Bahasa Indonesia mendapat kesempatan berkembang di masa pendudukan Jepang. Kata Sutan Takdir Alisjahbana seperti dikutip George McTurnan Kahin di buku Nasionalisme dan Revolusi di Indonesia mengatakan, orang Jepang masuk ke desa-desa yang terpencil di Nusantara memakai bahaa Indonesia untuk menggalang kekuatan seluruh penduduk.

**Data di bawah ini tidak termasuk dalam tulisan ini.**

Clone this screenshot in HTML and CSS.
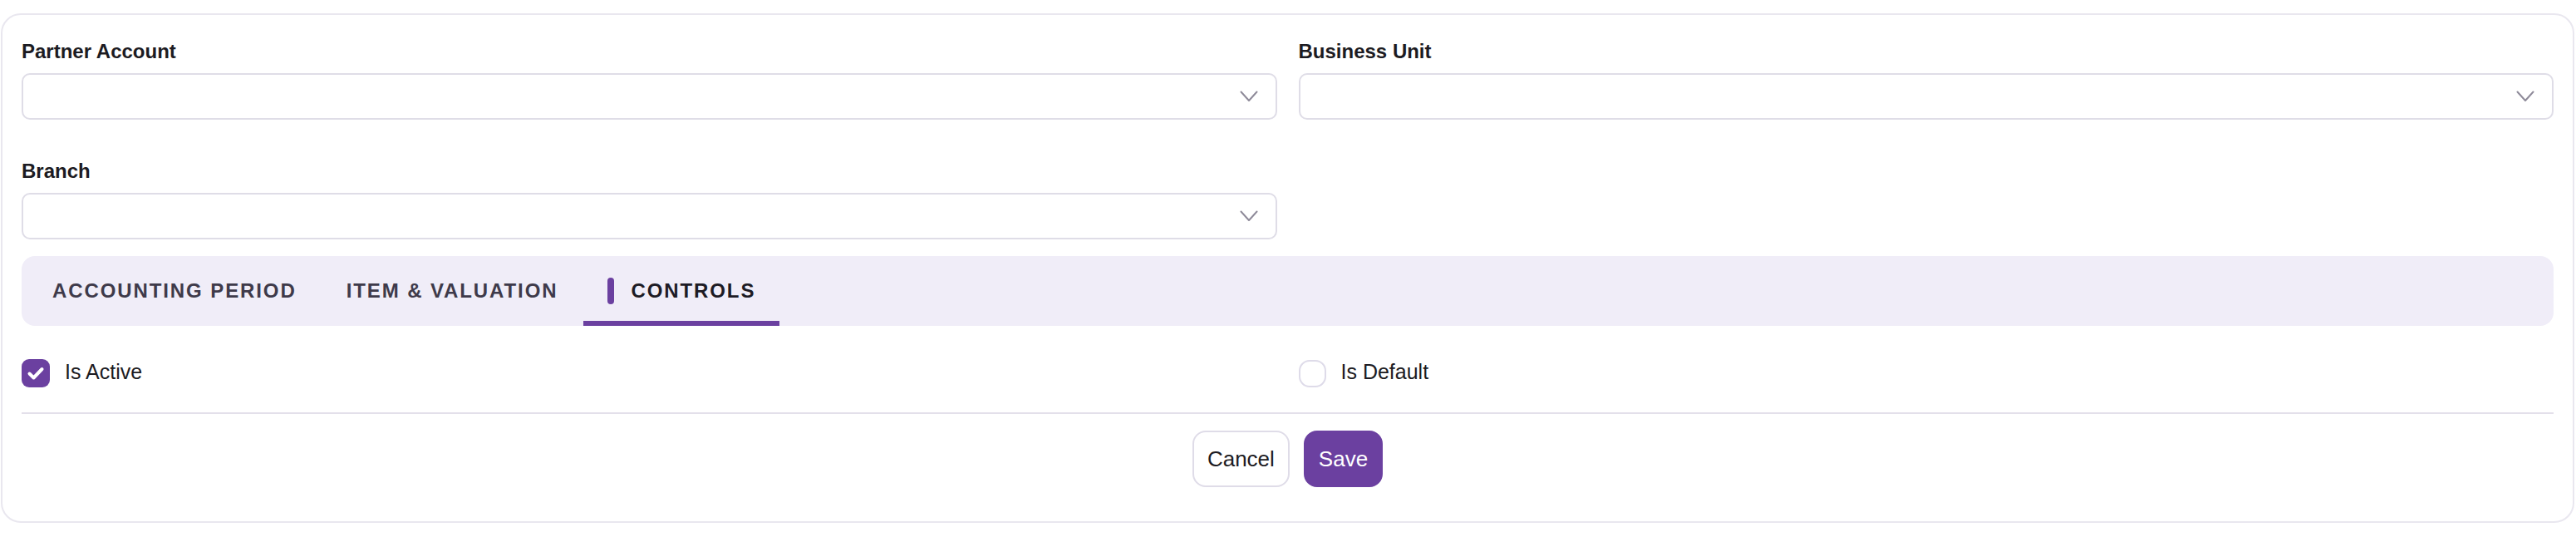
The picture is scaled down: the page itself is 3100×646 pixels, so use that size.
FILE: index.html
```html
<!DOCTYPE html>
<html lang="en">
<head>
<meta charset="utf-8">
<title>Settings</title>
<link rel="stylesheet" href="styles.css">
</head>
<body>
<div class="page">
  <div class="card">
    <div class="fields">
      <div class="field">
        <label class="field-label">Partner Account</label>
        <div class="select">
          <svg class="chevron" width="22" height="14" viewBox="0 0 22 14"><polyline points="1.5,1.5 11,12 20.5,1.5" fill="none" stroke="#8e8a99" stroke-width="2" stroke-linecap="round" stroke-linejoin="round"/></svg>
        </div>
      </div>
      <div class="field">
        <label class="field-label">Business Unit</label>
        <div class="select">
          <svg class="chevron" width="22" height="14" viewBox="0 0 22 14"><polyline points="1.5,1.5 11,12 20.5,1.5" fill="none" stroke="#8e8a99" stroke-width="2" stroke-linecap="round" stroke-linejoin="round"/></svg>
        </div>
      </div>
      <div class="field">
        <label class="field-label">Branch</label>
        <div class="select">
          <svg class="chevron" width="22" height="14" viewBox="0 0 22 14"><polyline points="1.5,1.5 11,12 20.5,1.5" fill="none" stroke="#8e8a99" stroke-width="2" stroke-linecap="round" stroke-linejoin="round"/></svg>
        </div>
      </div>
    </div>

    <div class="tabs">
      <div class="tab">ACCOUNTING PERIOD</div>
      <div class="tab">ITEM &amp; VALUATION</div>
      <div class="tab tab-active"><span class="tab-marker"></span>CONTROLS</div>
    </div>

    <div class="checks">
      <div class="check-item">
        <span class="checkbox checkbox-on">
          <svg width="34" height="34" viewBox="0 0 34 34"><path d="M9.5 17.5 L14.5 22.5 L24.5 12" fill="none" stroke="#ffffff" stroke-width="4" stroke-linecap="round" stroke-linejoin="round"/></svg>
        </span>
        <span class="check-label">Is Active</span>
      </div>
      <div class="check-item">
        <span class="checkbox checkbox-off"></span>
        <span class="check-label">Is Default</span>
      </div>
    </div>

    <div class="divider"></div>

    <div class="actions">
      <button class="btn btn-cancel">Cancel</button>
      <button class="btn btn-save">Save</button>
    </div>
  </div>
</div>
</body>
</html>
```

FILE: styles.css
```css
* {
  box-sizing: border-box;
}

html, body {
  margin: 0;
  padding: 0;
  background: #ffffff;
}

body {
  font-family: "Liberation Sans", Arial, sans-serif;
  color: #1c1b22;
}

.page {
  padding: 16px 2px 17px 1px;
}

.card {
  border: 2px solid #e9e7ef;
  border-radius: 24px;
  background: #ffffff;
  padding: 28px 23px 41px 23px;
}

.fields {
  display: grid;
  grid-template-columns: 1fr 1fr;
  column-gap: 26px;
  row-gap: 46px;
}

.field {
  display: flex;
  flex-direction: column;
}

.field-label {
  font-size: 24px;
  line-height: 32px;
  font-weight: 700;
  color: #1c1b22;
  margin-bottom: 10px;
}

.select {
  height: 56px;
  border: 2px solid #dfdde7;
  border-radius: 10px;
  background: #ffffff;
  display: flex;
  align-items: center;
  justify-content: flex-end;
  padding-right: 21px;
}

.chevron {
  display: block;
}

.tabs {
  margin-top: 20px;
  height: 84px;
  background: #f0edf8;
  border-radius: 16px;
  display: flex;
  padding-left: 8px;
  gap: 2px;
  overflow: hidden;
}

.tab {
  display: flex;
  align-items: center;
  gap: 20px;
  padding: 0 29px;
  font-size: 24px;
  font-weight: 700;
  letter-spacing: 1.9px;
  color: #3e3a4a;
  white-space: nowrap;
}

.tab-active {
  color: #1d1b25;
  box-shadow: inset 0 -6px 0 #6b40a0;
}

.tab-marker {
  width: 8px;
  height: 32px;
  border-radius: 4px;
  background: #6b40a0;
}

.checks {
  margin-top: 40px;
  display: grid;
  grid-template-columns: 1fr 1fr;
  column-gap: 26px;
}

.check-item {
  display: flex;
  align-items: center;
  gap: 18px;
  height: 34px;
}

.checkbox {
  width: 34px;
  height: 34px;
  flex: 0 0 auto;
  display: flex;
  align-items: center;
  justify-content: center;
}

.checkbox-on {
  background: #6b40a0;
  border-radius: 9px;
}

.checkbox-off {
  width: 33px;
  height: 33px;
  border: 2px solid #dedbe9;
  border-radius: 13px;
  background: #ffffff;
}

.check-label {
  font-size: 25px;
  color: #1c1b22;
  margin-bottom: 4px;
}

.divider {
  margin-top: 30px;
  height: 2px;
  background: #e3e0ea;
}

.actions {
  margin-top: 20px;
  display: flex;
  justify-content: center;
  gap: 17px;
}

.btn {
  height: 68px;
  padding: 0 16px;
  border-radius: 16px;
  font-family: "Liberation Sans", Arial, sans-serif;
  font-size: 26px;
  border: 2px solid #dfdce8;
  cursor: pointer;
}

.btn-cancel {
  background: #ffffff;
  color: #1c1b22;
}

.btn-save {
  background: #6b40a0;
  border-color: #6b40a0;
  color: #ffffff;
}
```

“Demikianlah maka bahasa itu berkembang dan bagi kebanyakan penduduk mengilhami suatu perasaan baru. Makin mereka belajar memakai bahasa Indonesia dengan bebas, mereka makin menyadari adanya suatu ikatan umum. Bahasa Indonesia menjadi suatu lambang kesatuan kebangsaan yang berlawanan dengan usaha-usaha Jepang itu, sepenuhnya menyuburkan bahasa dan kebudayaan mereka sendiri. Oleh karena itu, menjelang Jepang menyerah, posisi bahasa Indonesia sudah sangat lebih baik, baik dalam kekuatannya maupun martabatnya tidak hanya jika dibandingkan dengan bahasa Belanda, tetapi juga dengan berbagai bahasa daerah di kepulauan itu yang tidak punya kesempatan berkembang selama masa pendudukan Jepang,” tulis Takdir seperti dikutip Kahin.
Jangan sampai bahasa Indonesia tak punya kesempatan lagi untuk berkembang karena penggunaan bahasa asing yang semakin menjadi-jadi. Bahasa Indonesia memang belum semujur nasib bendera atau lambang negara yang lain. Jika ada yang tidak menghormati Sang Saka Merah Putih, polisi langsung bertindak melakukan penegakan. Bahasa Indonesia? Kementerian yang ikut menyusun UU No 24 Tahun 2009 pun bahkan lalai mengutamakan bahasa Indonesia, ketika memasang tulisan besar di salah satu gedungnya: "Corporate University".